Vivimos tiempos de exaltación de un derecho penal máximo y expansivo. La inmensa mayoría de la población y la práctica totalidad de las voces autorizadas de las asociaciones de jueces y fiscales comparten el entusiasmo general por el desarrollo de investigaciones penales retransmitidas y generalizadas que se convierten en noticia escandalosa y que inmediatamente es sustituida por otra similar, en una espiral creciente e interminable.

La presión derivada del apoyo unánime y general a esas investigaciones es tal que cualquier posición crítica que pretenda poner límite y rigor a este aquelarre del "todos a la cárcel", que vivimos y crece sin freno día a día, es inmediatamente descalificada como intento de cercenar la actividad heroica de los luchadores contra la corrupción y, en último término, como complicidad con los corruptos consistente en querer tapar u ocultar sus fechorías.
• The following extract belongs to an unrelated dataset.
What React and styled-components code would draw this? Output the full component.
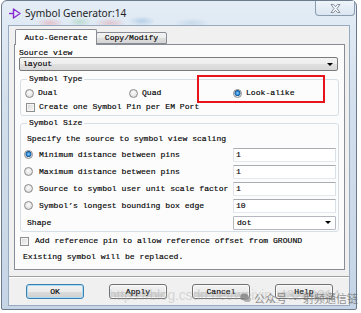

Así es. Hoy en España quien formule alguna respetuosa crítica sobre la actuación de los policías, jueces y fiscales protagonistas y creadores de los denominados macroprocesos corre el riesgo de ser inmediatamente tachado de filo-corrupto, defensor o cómplice de quienes amasan fortunas robando dinero público y escondiéndolo en paraísos fiscales. Asumo el riesgo de la descalificación, pero alguien tiene que decir que el rey va desnudo.

Conforme a mi experiencia diaria y a salvo del respeto a quienes trabajan en el juzgado penal, desde el agente hasta el magistrado, los denominados macroprocesos constituyen una expresión patológica del proceso penal, un modo desviado y enfermizo de enjuiciar al ciudadano, una permanente y extendida mala praxis que desconoce principios jurídicos elementales y provoca una auténtica masacre de derechos civiles, causando daños y perjuicios irreparables a personas, familias y haciendas.

La presión derivada del apoyo unánime a ciertas investigaciones es tal que cualquier posición crítica que pretenda poner límite y rigor es descalificada

El macroproceso suele originarse a partir de una investigación prospectiva que recuerda al Fiscal-Juez Vichinsky ("Dadme un hombre y encontraré el crimen"), se extiende a cientos de imputados inventando delitos que evocan el artículo 58 del Código Penal soviético que castigaba a quienes tuvieran relación con el culpable "por no informar oportunamente" y culmina con un juicio en el que la principal preocupación del tribunal es evitar que la ciudadanía pueda llegar a conocer el disparate que ha llevado a aquel pelotón de políticos y empresarios de segunda fila al banquillo.

La representación mental de cómo pudo haber tenido lugar una operación financiera, en la mente de un funcionario policial que nunca ha asistido a un consejo de administración, digiriendo la ingente documentación incautada en un registro o en el disco duro del ordenador de una empresa o un departamento oficial, da lugar a un relato de hechos que en su mayor parte es pura elucubración, pero que pasa a ser la verdad de lo ocurrido cuando los medios de comunicación proclaman el contenido de la imputación como si fueran los hechos probados de la sentencia.

Que aquella inicial elucubración tenida por hecho cierto y comprobado por millones de personas sea el resultado de la investigación es el propósito de quienes son responsables del proceso. Y ello por la sencilla y elemental razón de que ninguno de ellos quiere aparecer públicamente, ser tenido por sus familiares, amigos y convecinos como uno de los que tapó o dio carpetazo a aquellos horribles delitos que investigaba. Si después de que todo el mundo tiene por cierto lo que han hecho los acusados de los ERE o los de la operación Lezo un juez o un fiscal dijeran que las iniciales hipótesis no se han constatado, es obvio que todo el mundo pensaría que ese juez o fiscal es un corrupto que ha tapado a los corruptos. Me pregunto si los jueces que juzgan esos casos son verdaderamente independientes o se enfrentan al difícil dilema de decir lo que hay que decir o ser tenidos por venales.

Vivimos un golpe de estado difuso que excepciona derechos fundamentales de los ciudadanos que entran en un juzgado de instrucción en aras del bien de la sociedad y, como en tantas ocasiones anteriores de nuestra historia, cuentan su líderes difusos también con el aplauso de la grandes masas y el apoyo incondicional de la opinión general, que los considera y los vitorea como nuestros salvadores.


 

José María Calero Martínez es abogado.